First Custom Mutant Monkeys Bring Us One Step Closer To Designer Babies

First Custom Mutant Monkeys Bring Us One Step Closer To Designer Babies

These are the first monkeys with customised mutations were just born in China, marking a new era in precision gene editing. (Read: bringing us closer to a Gattaca-like future where designer babies grow into perfect people that never get sick.) They are twins.

Working out of the Model Animal Research Center of Nanjing University, a team led by Xingxu Huang successfully engineered these twin cynomolgus monkeys(pictured above) to have two mutations: one affecting the regulation of metabolism and the other affecting healthy immune function. It’s not the first time that scientists have created customised mutations — they did it in mice a while ago — but it is the first time that a primate so genetically close to humans has been involved. And these are exactly the kinds of mutations you might want to trigger in order to make skinnier, healthier humans.

This was not easy. The researchers targeted three specific genes in the experiment but were only able to disrupt them 10 to 25 per cent of the time in lab tests. They targeted the genes in 180 single-cell monkey embryos, 83 of which were implanted in living mothers. Those dozens of embryos yielded only 10 pregnancies and, out of those pregnancies, only one birth. “This is an important step,” MIT biologist Feng Zhang who was not involved in the study told Nature. “It shows that the system is working.”

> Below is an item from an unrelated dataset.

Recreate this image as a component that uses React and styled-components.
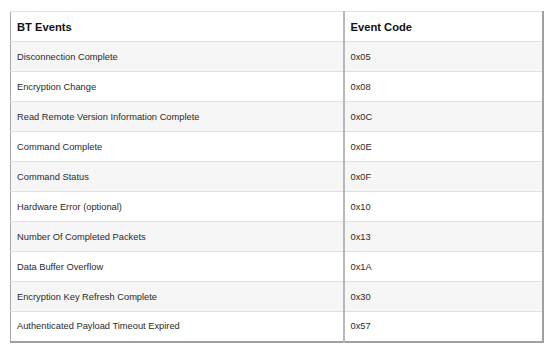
import React from "react";
import styled, { createGlobalStyle } from "styled-components";

const Global = createGlobalStyle`
  html, body { margin: 0; padding: 0; background: #fff; }
  body { font-family: "Liberation Sans", Arial, sans-serif; }
`;

const Page = styled.div`
  padding: 11px 0 0 10px;
`;

const Table = styled.table`
  width: 534px;
  border-collapse: collapse;
  border-top: 1px solid #e2e2e2;
  border-left: 1px solid #a8a8a8;
  border-right: 2px solid #a0a0a0;
  border-bottom: 2px solid #a0a0a0;
  table-layout: fixed;
`;

const Row = styled.tr`
  height: 30px;
  background: ${(p) => (p.$shade ? "#f6f6f6" : "#fff")};
  border-bottom: 1px solid #e0e0e0;
`;

const HeadCell = styled.th`
  text-align: left;
  font-weight: bold;
  font-size: 11.2px;
  color: #111;
  padding: 0 0 0 6px;
  border-right: ${(p) => (p.$divider ? "2px solid #b8b8b8" : "none")};
`;

const Cell = styled.td`
  font-size: 9.3px;
  color: #2a2a2a;
  padding: 0 0 0 6px;
  border-right: ${(p) => (p.$divider ? "2px solid #b8b8b8" : "none")};
`;

const rows = [
  ["Disconnection Complete", "0x05"],
  ["Encryption Change", "0x08"],
  ["Read Remote Version Information Complete", "0x0C"],
  ["Command Complete", "0x0E"],
  ["Command Status", "0x0F"],
  ["Hardware Error (optional)", "0x10"],
  ["Number Of Completed Packets", "0x13"],
  ["Data Buffer Overflow", "0x1A"],
  ["Encryption Key Refresh Complete", "0x30"],
  ["Authenticated Payload Timeout Expired", "0x57"],
];

export default function App() {
  return (
    <>
      <Global />
      <Page>
        <Table>
          <colgroup>
            <col style={{ width: 333 }} />
            <col />
          </colgroup>
          <thead>
            <Row>
              <HeadCell $divider>BT Events</HeadCell>
              <HeadCell>Event Code</HeadCell>
            </Row>
          </thead>
          <tbody>
            {rows.map(([name, code], i) => (
              <Row key={code} $shade={i % 2 === 0}>
                <Cell $divider>{name}</Cell>
                <Cell>{code}</Cell>
              </Row>
            ))}
          </tbody>
        </Table>
      </Page>
    </>
  );
}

Indeed, it does. It’s a pretty creepy system, too. Using techniques like this, scientists might one day be able to create designer babies, custom-made human beings with desirable features that aren’t susceptible to genetic diseases. Actually, after this test, scientists probably can do that. On a smaller, more immediate scale, though, they can eradicate specific diseases. That is, if the world can get on board with the idea ethically. And that’s a big “if”.